Indeed, in the first days of 2019 the odds looked stacked against the U.S. economy, with a partial government shutdown, fallout from tariffs and trade uncertainty, a strong dollar, frigid weather that kept consumers indoors, wild-swinging stock markets late last year and a diminishing boost from tax cuts.

"It looked like we were heading for a very, very poor quarter," after weak numbers on retail sales earlier this year, said Brian Rose, senior Americas economist at UBS Global Wealth Management's Chief Investment Office.

From the second half of the quarter, however, job and wage gains as well as retail sales figures have shown improvement.

RECESSION? WHAT RECESSION?

What a difference a month makes. In mid-March, Wall Street analysts were fretting about an imminent profits recession, and some economists worried an economic recession might follow in its wake.
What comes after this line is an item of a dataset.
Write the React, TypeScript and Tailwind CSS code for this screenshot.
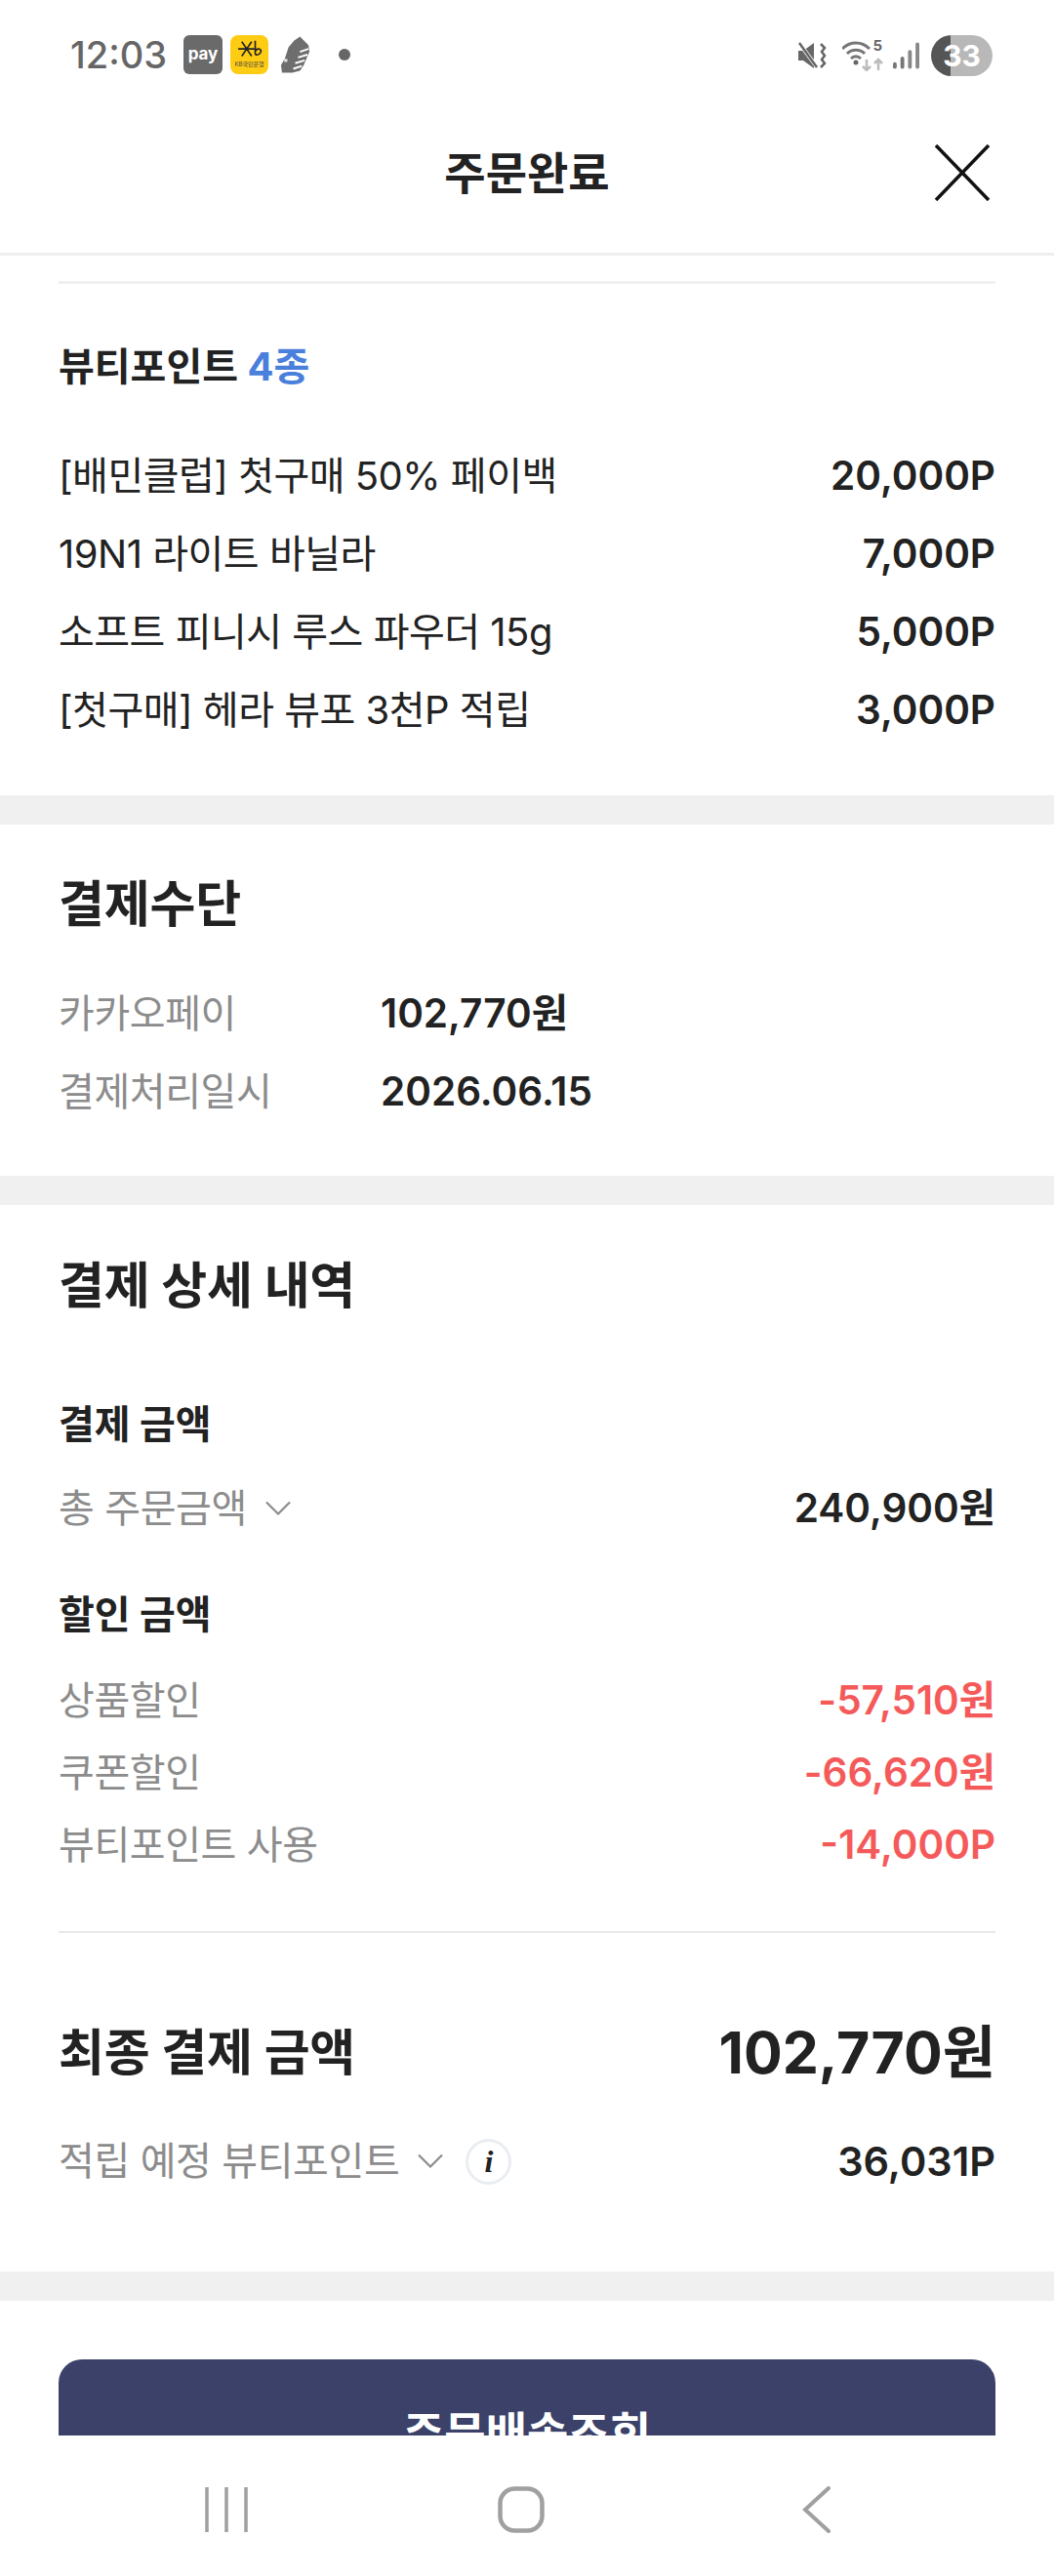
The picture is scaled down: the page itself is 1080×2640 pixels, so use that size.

Profits at S&P 500 companies, seen declining for the first time in three years just a month ago, now appear on course for another quarter of growth as first-quarter results pour in, according to I/B/E/S data from Refinitiv.

This is the first quarter in more than a year when investors are poised to get a real view of Corporate America's strength because so much of last year's earnings growth came from a major business tax cut. A year ago, S&P 500 profits grew 26.6% year-over-year, and at present this year's first-quarter earnings are forecast to be flat, although profits among companies that have reported so far are up 7.1%.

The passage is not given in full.